Begin at the first line of the data and copy each line through the one containing "const STEPS = ['Rule", that line included, with no pictures.

Given material =
-- -- --
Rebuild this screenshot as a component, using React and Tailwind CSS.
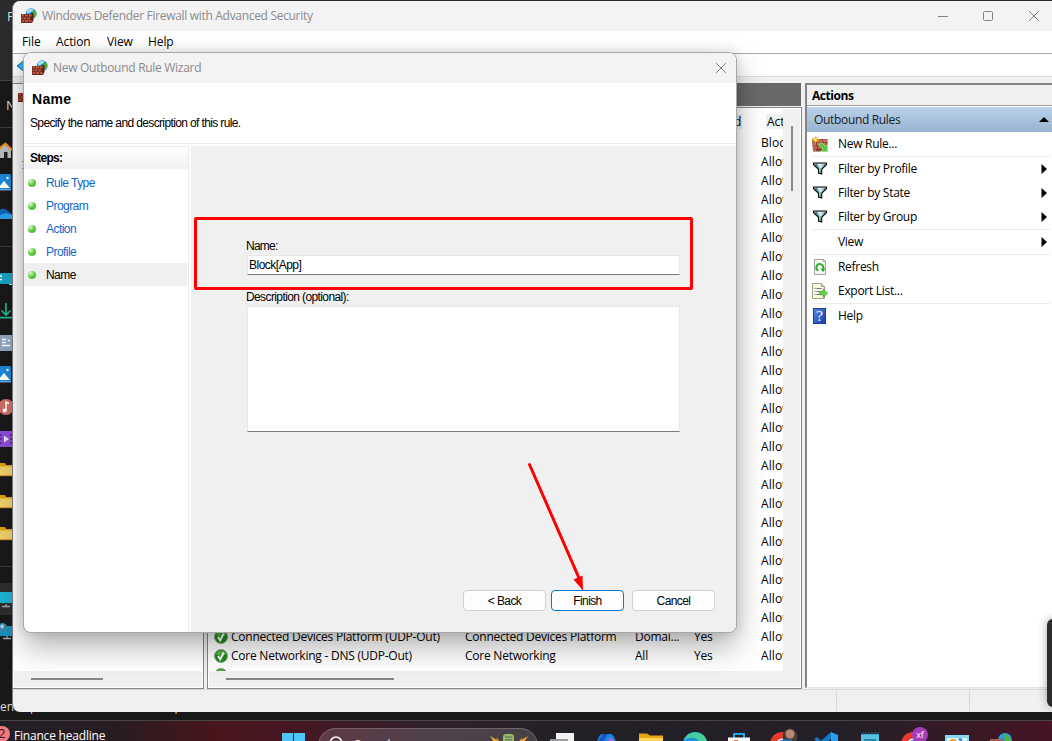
import React from 'react';

const STEPS = ['Rule Type', 'Program', 'Action', 'Profile', 'Name'];

const MENU = [
  { label: 'File', cls: 'w-[34px]' },
  { label: 'Action', cls: 'w-[51px]' },
  { label: 'View', cls: 'w-[41px]' },
  { label: 'Help', cls: 'w-[40px]' },
];

// rows hidden behind the wizard only show their action column
const RULES = Array.from({ length: 29 }, (_, i) => ({
  name: i === 26 ? 'Connected Devices Platform (UDP-Out)' : i === 27 ? 'Core Networking - DNS (UDP-Out)' : '',
  group: i === 26 ? 'Connected Devices Platform' : i === 27 ? 'Core Networking' : '',
  profile: i === 26 ? 'Domai...' : i === 27 ? 'All' : '',
  enabled: i === 26 || i === 27 ? 'Yes' : '',
  action: i === 0 ? 'Block' : i === 28 ? '' : 'Allow',
  check: i > 25,
}));

function FirewallIcon({ className = 'w-4 h-4' }) {
  return (
    <svg className={className} viewBox="0 0 16 16">
      <circle cx="10.200" cy="5.500" r="5.300" fill="#1a86dc" />
      <path d="M6 2.800C7.500.8 10 .2 12.500 1l-.8 2-2 1L8 5.500l-2-.5z" fill="#9fe3f7" />
      <path d="M11.500 2.500l2.500-.3 1.300 2.500v2.500l-2 2.500-1.800-2.500z" fill="#4cae35" />
      <path d="M0 6h9.500l1-1h2v7L11 15H0z" fill="#5e2016" />
      <path d="M.5 6.300h2.800v2.200H.5zM4 6.300h3v2.200H4zM7.700 6.300h3v2.200h-3zM.5 9.200h1.300v2.200H.5zM2.500 9.200h3v2.200h-3zM6.200 9.200h3v2.200h-3zM.5 12.100h2.800v2.200H.5zM4 12.100h3v2.200H4zM7.700 12.100h3v2.200h-3z" fill="#b4543c" />
    </svg>
  );
}

function FilterIcon() {
  return (
    <svg className="w-4 h-4" viewBox="0 0 16 16">
      <path d="M1.500 2h13v1.500L9.700 8.300V13L6.500 12V8.300L1.500 3.500z" fill="#c9cccc" stroke="#000" strokeWidth="1.1" />
      <path d="M2.500 3h4.500l2 5v4l-1.500-.5V8z" fill="#0e8a8a" />
      <path d="M5 3h5.500L8.500 7.500v3.500l-1-.5V7.500z" fill="#dfe3e3" />
      <path d="M12.500 3h1.300L9.500 7.500z" fill="#0e8a8a" />
    </svg>
  );
}

function NewRuleIcon() {
  return (
    <svg className="w-4 h-4" viewBox="0 0 16 16">
      <path d="M0 3h15.500v12.500H1z" fill="#8a3f2f" />
      <path d="M6 3.500h4v2.500H6zM11 3.500h4v2.500h-4zM1 7h3v2.500H1zM5 7h4v2.500H5zM10 7h4v2.500h-4zM1 10.500h4v2H1zM6 10.500h3v2H6zM1 13.300h3v1.700H1z" fill="#c4745c" />
      <path d="M3.500 0l.8 2 2-.9-.9 2 2.100.8-2.100.8.9 2-2-.9-.8 2-.8-2-2 .9.900-2L-.5 3.900l2.100-.8-.9-2 2 .9z" fill="#f9b21b" />
      <circle cx="3.500" cy="3.800" r="1.200" fill="#fff2a0" />
      <path d="M6.500 8.500l3-2 3.700 3.700 2.300-1.700v7H8.500l2.300-2.300z" fill="#58c93f" stroke="#b6ec9e" strokeWidth=".7" />
    </svg>
  );
}

function RefreshIcon() {
  return (
    <svg className="w-4 h-4" viewBox="0 0 16 16">
      <path d="M2.500.5h9l2 2v13h-11z" fill="#f7f7f4" stroke="#a0a49c" />
      <path d="M11.500.5v2h2" fill="none" stroke="#a0a49c" />
      <path d="M6.300 11.700A3.500 3.500 0 1 1 11.300 9v1.500" fill="none" stroke="#2fae2c" strokeWidth="1.900" />
      <path d="M8.500 9.500h5l-2.500 3.700z" fill="#2fae2c" />
    </svg>
  );
}

function ExportIcon() {
  return (
    <svg className="w-4 h-4" viewBox="0 0 16 16">
      <path d="M.5.500h9l3 3v12H.5z" fill="#fbf8e4" stroke="#a39f86" />
      <path d="M9.500.500v3h3" fill="#e3dfc5" stroke="#a39f86" />
      <path d="M2.500 5.500h1m-1 3h1m-1 3h1M4.500 5.500h5m-5 3h3m-3 3h3" stroke="#6b6a88" />
      <path d="M7.500 8.300h3.500V5.700l4.700 4.500-4.700 4.300v-2.600H7.500z" fill="#6ad149" stroke="#3a9d27" strokeWidth=".6" />
    </svg>
  );
}

function HelpIcon() {
  return (
    <span className="w-[13px] h-4 ml-px bg-linear-to-br from-[#5a87e0] to-[#1d3fa8] border border-[#1b3a93] text-white text-[15px] leading-[14px] text-center font-['Liberation_Serif',serif]">?</span>
  );
}

function CheckIcon() {
  return (
    <svg className="w-3.5 h-3.5" viewBox="0 0 14 14">
      <circle cx="7" cy="7" r="6.500" fill="#1f8c1a" stroke="#8a9a86" strokeWidth=".8" />
      <path d="M2 5a5.300 5.300 0 0 1 10 0c-3 2-7 2-10 0z" fill="#4fb53c" />
      <path d="M4 7l2.200 3.300L9.800 3.500" fill="none" stroke="#fff" strokeWidth="1.900" />
    </svg>
  );
}

const ACTIONS = [
  { label: 'New Rule...', icon: <NewRuleIcon />, sep: true },
  { label: 'Filter by Profile', icon: <FilterIcon />, more: true },
  { label: 'Filter by State', icon: <FilterIcon />, more: true },
  { label: 'Filter by Group', icon: <FilterIcon />, more: true, sep: true },
  { label: 'View', more: true, sep: true },
  { label: 'Refresh', icon: <RefreshIcon /> },
  { label: 'Export List...', icon: <ExportIcon />, sep: true },
  { label: 'Help', icon: <HelpIcon /> },
];

// sliver of the explorer sidebar, only the right part of each icon shows
const picture = (
  <>
    <rect x="-4" y="7" width="15" height="16" rx="1" fill="#1b86d8" />
    <path d="M-2 21l6-7 6 7z" fill="#fff" />
    <circle cx="7.500" cy="11" r="1.200" fill="#fff" />
    <rect x="-2" y="22" width="13" height="1.500" fill="#6aa5dc" />
  </>
);
const folder = (
  <>
    <path d="M-4 8h9l1 2h7v11H-4z" fill="#e0a010" />
    <path d="M-4 11.500h16V21H-4z" fill="#edcd6a" />
    <path d="M-4 20.200h16v1H-4z" fill="#c89420" />
  </>
);
const divider = <path d="M0 15.500h12" stroke="#3a3a3a" />;
const SIDEBAR = [
  <>
    <path d="M-1 14l6-5 6 5v9H-1z" fill="#b9b9b9" />
    <path d="M4 17h3.500v6H4z" fill="#222" />
    <path d="M-2 14.500L5.500 8.500l6.500 6.500" fill="none" stroke="#f08a1c" strokeWidth="2" />
  </>,
  picture,
  <>
    <path d="M-2 13a6 6 0 0 1 10-1l4 3v4H-2z" fill="#0f63b8" />
    <path d="M-2 17l8-3 6 2v4H-2z" fill="#28a0ea" />
  </>,
  divider,
  <>
    <rect x="-2" y="10" width="14" height="11" fill="#1ba0bf" />
    <path d="M0 13h2m-2 3.500h2" stroke="#fff" strokeWidth="1.500" />
    <path d="M9 21.500h3" stroke="#9fe1ee" />
  </>,
  <path d="M6 8v12M1.500 15.500L6 20l4.500-4.500M0 22.700h12" fill="none" stroke="#22b58a" strokeWidth="1.700" />,
  <>
    <rect x="-2" y="8" width="14" height="16" fill="#8fa4bd" />
    <path d="M2 12.500h4m-4 3h4m-4 3h8M7.500 13.500H10" stroke="#fff" strokeWidth="1.500" />
  </>,
  picture,
  <>
    <circle cx="6" cy="16" r="8" fill="#cf6a62" />
    <path d="M6 19.500V11l3 1.500" fill="none" stroke="#fff" strokeWidth="1.500" />
    <circle cx="4.700" cy="19.500" r="2" fill="#fff" />
  </>,
  <>
    <rect x="-2" y="8" width="14" height="16" fill="#8c4bd8" />
    <path d="M0 12h1.500m-1.500 4h1.500m-1.500 4h1.500m8.500-8h2m-2 4h2m-2 4h2" stroke="#40206e" strokeWidth="1.500" />
    <path d="M4 12.500v7l5-3.500z" fill="#e8e0f4" />
  </>,
  folder,
  folder,
  folder,
  divider,
  <>
    <rect x="-1" y="0" width="14" height="32" fill="#2d2d2d" />
    <rect x="-2" y="9" width="14" height="11" fill="#1fb0d2" />
    <path d="M6 21v2M2 23.500h8" stroke="#9aa4ac" strokeWidth="1.300" />
  </>,
  <>
    <rect x="-1" y="11" width="13" height="10" fill="#1790bd" />
    <circle cx="2.500" cy="12.500" r="4.500" fill="#3c82a8" />
    <path d="M0 11l3-2 1 3-2 2z" fill="#a4d5e8" />
    <path d="M7 21v2M3 23.500h8" stroke="#9aa4ac" strokeWidth="1.300" />
  </>,
];

const chrome = (
  <>
    <circle cx="12" cy="12" r="12" fill="#e33b2e" />
    <path d="M0 9a12 12 0 0 0 8 14l4-8z" fill="#2f9e44" />
    <circle cx="12" cy="12" r="5.500" fill="#fff" />
    <circle cx="12" cy="12" r="4.300" fill="#3b7de8" />
  </>
);
const TASKBAR = [
  <><rect x="4" y="1" width="18" height="16" fill="#f2f2f2" /><rect x="-2" y="7" width="18" height="14" fill="#9a9a9a" /></>,
  <><path d="M0 14C2 5 4 2 7 2h7c4 0 5 5 8 14z" fill="#1b87e0" /><path d="M12 6c5 0 8 3 10 8l-8-2z" fill="#b066e6" /><path d="M2 9h6l4-7h-5z" fill="#1557c8" /></>,
  <><path d="M0 1.500h8l3 2h13V22H0z" fill="#e9a510" /><path d="M0 6h24v14H0z" fill="#ffd55e" /></>,
  <><circle cx="12" cy="12.500" r="12.500" fill="#1b8fd8" /><path d="M1 8C5-2 20-3 24 9l-6 4C15 4 8 5 1 8z" fill="#47cf9b" /></>,
  <><path d="M7 6V2h10v4" fill="none" stroke="#22a5ea" strokeWidth="2" /><rect x="1" y="5.500" width="22" height="16" fill="#f7f9fb" /><path d="M7 8h4v3H7z" fill="#e85b3b" /></>,
  <>{chrome}<circle cx="20" cy="4" r="7.500" fill="#4a3b38" /><circle cx="20" cy="2" r="4.500" fill="#b98a73" /><path d="M13 7h9v6h-9z" fill="#1b6b96" /></>,
  <><path d="M17 0l7 3v20l-7-3z" fill="#2a9df0" /><path d="M0 7l3-2 14 13v5zM17 0L0 15l3 3L17 7z" fill="#1479c4" /></>,
  <><rect x="3" y="2" width="18" height="22" fill="#56c3e4" /><path d="M5 0v3m3-3v3m3-3v3m3-3v3m3-3v3m3-3v3" stroke="#1f6b86" /><path d="M6 8h12" stroke="#1a6f94" strokeWidth="1.500" /></>,
  <>{chrome}<circle cx="19" cy="3" r="8" fill="#a53dbb" /><text x="19" y="6" textAnchor="middle" fontSize="9" fill="#fff">xf</text></>,
  <><rect x="0" y="3" width="24" height="20" fill="#8bd5f4" /><rect x="2" y="6" width="20" height="16" fill="#d9f2fc" /><circle cx="8" cy="11" r="4" fill="#f29a1f" /><path d="M14 10h6M14 7l3 1" stroke="#1b78c9" strokeWidth="2" /></>,
  <><circle cx="16" cy="8" r="7" fill="#2a9ee0" /><path d="M15 2l5 2 2 5-6 1z" fill="#52b43a" /><path d="M1 7h14v14H1z" fill="#a85f46" /></>,
];

function Close() {
  return (
    <svg className="w-3 h-3" viewBox="0 0 12 12">
      <path d="M1 1l10 10M11 1L1 11" stroke="#848484" strokeWidth="1" />
    </svg>
  );
}

function WizardButton({ label, primary, width }) {
  return (
    <button className={`${width} h-[21px] rounded-[4px] bg-[#fdfdfd] border ${primary ? 'border-[#0078d4]' : 'border-[#d0d0d0]'} text-[12px] leading-[14px] pt-px tracking-[-0.6px]`}>
      {label}
    </button>
  );
}

function Wizard() {
  return (
    <div className="absolute left-[23px] top-[52px] w-[714px] h-[581px] rounded-lg border border-[#a6a6a6] bg-white overflow-hidden flex flex-col [box-shadow:0_14px_30px_rgba(0,0,0,0.3),0_0_12px_rgba(0,0,0,0.12)] font-['Liberation_Sans',sans-serif]">
      <div className="h-[30px] shrink-0 bg-[#f3f3f3] flex items-center pb-px pl-2 pr-[9px]">
        <FirewallIcon />
        <span className="ml-[5px] mt-px flex-1 text-[12px] tracking-[-0.29px] text-[#8b8b8b] font-['Open_Sans',sans-serif]">New Outbound Rule Wizard</span>
        <Close />
      </div>
      <div className="h-[61px] shrink-0 border-b border-[#ececec] pt-[7px]">
        <h1 className="pl-2 text-[14px] leading-[18px] font-bold tracking-[0.3px]">Name</h1>
        <p className="pl-1.5 pt-[8px] text-[12px] leading-[15px] tracking-[-0.63px]">Specify the name and description of this rule.</p>
      </div>
      <div className="flex-1 flex pt-[2px]">
        <div className="w-[165px] border-r border-[#ebebeb]">
          <div className="h-[23px] border-t border-[#ebebeb] bg-linear-to-b from-white to-[#f1f1f1] pl-1.5 text-[12px] leading-[22px] font-bold tracking-[-0.75px]">Steps:</div>
          <div className="pt-[2px]">
            {STEPS.map((s, i) => (
              <div key={s} className={`h-[23px] w-[163px] flex items-center pt-px pl-[4px] text-[12px] tracking-[-0.55px] ${i === 4 ? 'bg-[#efefef] text-black' : 'text-[#0f66cc]'}`}>
                <span className="w-2 h-2 rounded-full bg-[radial-gradient(circle_at_30%_25%,#e4f7d8,#5cc93a_50%,#4aac35)]" />
                <span className="ml-[10px]">{s}</span>
              </div>
            ))}
          </div>
        </div>
        <div className="flex-1 ml-[2px] bg-[#f0f0f0] flex flex-col pl-[55px] pr-[21px] pt-[91px] text-[12px] tracking-[-0.75px]">
          <label className="h-[18px] leading-[18px]">Name:</label>
          <div className="ml-px w-[433px] h-[20px] bg-white border border-[#e7e7e7] border-b-[#7a7a7a] pl-px leading-[18px] tracking-[-0.5px]">Block[App]</div>
          <label className="mt-[13px] h-[18px] leading-[18px] tracking-[-0.61px]">Description (optional):</label>
          <div className="ml-px w-[433px] h-[126px] bg-white border border-[#e7e7e7] border-b-[#7a7a7a]" />
          <div className="mt-auto mb-[21px] flex justify-end gap-[5px]">
            <WizardButton label="< Back" width="w-[83px]" />
            <WizardButton label="Finish" width="w-[73px]" primary />
            <WizardButton label="Cancel" width="w-[83px] ml-[3px]" />
          </div>
        </div>
      </div>
    </div>
  );
}

function RulesPane() {
  return (
    <div className="w-[595px] flex flex-col">
      <div className="h-[23px] mr-px bg-[#696969]" />
      <div className="h-[582px] mt-px border border-[#828790] bg-white p-px flex flex-col">
        <div className="flex-1 min-h-0 flex">
          <div className="w-[574px] shrink-0 overflow-hidden">
            <div className="h-[24px] flex items-center text-[12px]">
              <span className="ml-[518px] shrink-0 w-[15px] pl-[7px] h-[15px] leading-[15px] bg-[#f0f0f0]">d</span>
              <span className="ml-[24px] pl-px w-[17px] shrink-0 overflow-hidden h-[15px] leading-[15px] tracking-[-0.1px] bg-[#f0f0f0]">Action</span>
            </div>
            {RULES.map((r, i) => (
              <div key={i} className="h-[19px] flex items-center text-[12px] whitespace-nowrap tracking-[-0.24px]">
                <div className="w-[22px] shrink-0 pl-[5px]">{r.check && <CheckIcon />}</div>
                <span className="w-[234px] shrink-0">{r.name}</span>
                <span className="w-[170px] shrink-0">{r.group}</span>
                <span className="w-[59px] shrink-0">{r.profile}</span>
                <span className="w-[67px] shrink-0">{r.enabled}</span>
                <span className="w-[22px] shrink-0 overflow-hidden tracking-[0.1px]">{r.action}</span>
              </div>
            ))}
          </div>
          <div className="flex-1 bg-[#f0f0f0] pt-[17px] pl-[8px]">
            <div className="w-[2px] h-[65px] bg-[#8a8a8a]" />
          </div>
        </div>
        <div className="h-4 shrink-0 bg-[#f0f0f0] pt-[7px] pl-[17px]">
          <div className="w-[168px] h-[2px] bg-[#858585]" />
        </div>
      </div>
    </div>
  );
}

function ActionsPane() {
  return (
    <div className="flex-1 border-t-2 border-l-2 border-[#858585] border-b border-b-[#e3e3e3] bg-white mb-px text-[12px]">
      <div className="h-[21px] bg-[#f0f0f0] border-b border-[#a0a0a0] pl-[5px] leading-[22px] font-bold tracking-[-0.45px]">Actions</div>
      <div className="mt-px h-[25px] bg-linear-to-b from-[#b9d1ea] to-[#99b4d1] pl-[7px] pr-[3px] flex items-center justify-between text-[#1a1a1a]">
        <span className="tracking-[-0.33px]">Outbound Rules</span>
        <svg className="w-[10px] h-[5px]" viewBox="0 0 10 5"><path d="M0 5l5-5 5 5z" /></svg>
      </div>
      <div className="pl-[5px] pr-[2px]">
        {ACTIONS.map((a) => (
          <div key={a.label} className={`flex items-center ${a.sep ? 'h-[25px] border-b border-[#ececec]' : 'h-[24px]'}`}>
            <div className="w-[26px] flex shrink-0">{a.icon}</div>
            <span className="flex-1 tracking-[-0.29px]">{a.label}</span>
            {a.more && <svg className="w-[6px] h-[10px] mr-[3px] mb-px" viewBox="0 0 6 10"><path d="M.5 0L6 5 .5 10z" /></svg>}
          </div>
        ))}
      </div>
    </div>
  );
}

function FirewallWindow() {
  return (
    <div className="absolute left-[12px] top-px w-[1040px] h-[711px] rounded-l-lg bg-[#f0f0f0] overflow-hidden flex flex-col border-l border-[#7d7d82]">
      <div className="h-[30px] shrink-0 bg-[#f3f3f3] flex items-center pb-px pl-2 pr-3 text-[12px] text-[#8b8b8b]">
        <FirewallIcon />
        <span className="ml-[5px] mt-px flex-1 tracking-[-0.31px]">Windows Defender Firewall with Advanced Security</span>
        <svg className="w-2.5 h-2.5" viewBox="0 0 10 10"><path d="M0 5.500h10" stroke="#848484" /></svg>
        <svg className="w-2.5 h-2.5 ml-[35px] mr-[35px]" viewBox="0 0 10 10"><rect x=".5" y=".5" width="9" height="9" rx="1" fill="none" stroke="#848484" /></svg>
        <Close />
      </div>
      <div className="h-[22px] shrink-0 bg-white flex items-center pl-[9px] text-[12px] tracking-[-0.1px]">
        {MENU.map((m) => <span key={m.label} className={m.cls}>{m.label}</span>)}
      </div>
      <div className="h-[24px] shrink-0 bg-white border-y border-t-[#a9a9b4] border-b-[#dcdcdc] flex items-center pt-px pl-1">
        <svg className="w-3 h-3.5" viewBox="0 0 12 14"><path d="M0 7l9-7v14z" fill="#38b0ec" stroke="#1c6d9e" /></svg>
      </div>
      <div className="h-[612px] shrink-0 pt-[6px] flex">
        <div className="w-[191px] mr-[3px] border border-[#828790] border-l-0 bg-white flex flex-col">
          <div className="pl-[5px] pt-[3px] h-[76px]"><FirewallIcon /></div>
          <svg className="w-3 h-3 ml-[9px]" viewBox="0 0 12 12"><path d="M0 1l4 4-4 4" fill="none" stroke="#8a8a8a" /></svg>
          <div className="mt-auto mb-px mx-px h-4 bg-[#f0f0f0] pt-[7px] pl-[17px]">
            <div className="w-[72px] h-[2px] bg-[#858585]" />
          </div>
        </div>
        <RulesPane />
        <div className="w-[3px]" />
        <ActionsPane />
      </div>
      <div className="flex-1 border-t border-[#d7d7d7] pt-px pb-px flex">
        <div className="w-[824px] border-r border-[#d7d7d7]" />
        <div className="w-[133px] border-r border-[#d7d7d7]" />
      </div>
    </div>
  );
}

function Taskbar() {
  return (
    <div className="h-[21px] shrink-0 border-t border-[#4a4648] flex overflow-hidden bg-[linear-gradient(90deg,#231f26_0px,#281c22_120px,#48151a_215px,#451722_300px,#30202c_430px,#232026_560px,#241f27_850px,#461423_1052px)] text-white text-[12px]">
      <div className="w-[282px] shrink-0 flex">
        <span className="w-4 h-4 mt-[5px] -ml-1.5 rounded-full bg-[#f2777f] text-[#321517] text-[12px] leading-4 text-center">2</span>
        <span className="ml-1 mt-1.5 leading-[18px] tracking-[-0.2px]">Finance headline</span>
      </div>
      <svg className="w-6 h-6 mt-3 shrink-0" viewBox="0 0 24 24">
        <path d="M0 0h11v11H0zM12 0h11v11H12zM0 12h11v11H0zM12 12h11v11H12z" fill="#4fc5f7" />
      </svg>
      <div className="w-[220px] h-9 mt-[7px] ml-[12px] shrink-0 rounded-full border border-white/20 bg-white/15 flex pl-[10px]">
        <svg className="w-4 h-4 mt-[6px]" viewBox="0 0 16 16"><circle cx="7" cy="7.500" r="5.500" fill="none" stroke="#fff" strokeWidth="1.500" /></svg>
        <span className="ml-[9px] mt-[5px] leading-5 text-[13px] text-white/85">Search</span>
        <svg className="w-10 h-6 ml-auto mr-[8px] mt-[3px]" viewBox="0 0 40 24">
          <path d="M1 4l7 4-1-3 7 9H8l2 4zM39 4l-7 4 1-3-6 9h5l-2 4z" fill="#f0a62c" />
          <rect x="14" y="2" width="11" height="18" rx="3" fill="#9ab75c" />
          <path d="M16 5h7M16 8h7" stroke="#4b6187" />
        </svg>
      </div>
      <div className="flex ml-[4px] mt-[11px]">
        {TASKBAR.map((icon, i) => (
          <div key={i} className="w-[43.700px] flex justify-center">
            <svg className="w-6 h-6 overflow-visible" viewBox="0 0 24 24">{icon}</svg>
          </div>
        ))}
      </div>
    </div>
  );
}

export default function App() {
  return (
    <main className="relative w-[1052px] h-[741px] overflow-hidden bg-[#191919] flex flex-col font-['Open_Sans','Noto_Sans',sans-serif] text-black">
      <div className="h-[720px] shrink-0 flex flex-col text-[13px] text-[#d8d8d8]">
        <div className="h-[81px] shrink-0 bg-[#2b2b2b] border-b border-[#444] pl-[7px] pt-[7px] leading-[18px]">P</div>
        <div className="h-[47px] shrink-0 border-b border-[#3d3d3d] pl-1.5 pt-[15px] leading-[18px]">N</div>
        <div className="w-3 mt-[7px] flex flex-col">
          {SIDEBAR.map((icon, i) => (
            <svg key={i} className="w-3 h-8" viewBox="0 0 12 32">{icon}</svg>
          ))}
        </div>
        <div className="mt-auto mb-1 leading-[18px] text-[12px]">en<span className="ml-4">p</span><span className="ml-[137px]">p</span></div>
      </div>
      <Taskbar />
      <FirewallWindow />
      <Wizard />
      {/* highlight and pointer */}
      <div className="absolute left-[194px] top-[217px] w-[499px] h-[73px] border-3 border-[#fe0000] rounded-[2px]" />
      <svg className="absolute left-[520px] top-[455px] w-[80px] h-[140px]" viewBox="0 0 80 140">
        <path d="M9.500 9.500L59 123" stroke="#fe0000" strokeWidth="3" strokeLinecap="round" />
        <path d="M63 135.500L53.500 124.500l9-4z" fill="#fe0000" />
      </svg>
      <div className="absolute left-[1047px] top-[619px] w-3 h-[88px] rounded-lg bg-[#2c2c2c] [box-shadow:0_0_10px_rgba(0,0,0,0.35)]" />
    </main>
  );
}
-- -- --
Problem solution =
Rebuild this screenshot as a component, using React and Tailwind CSS.
import React from 'react';

const STEPS = ['Rule Type', 'Program', 'Action', 'Profile', 'Name'];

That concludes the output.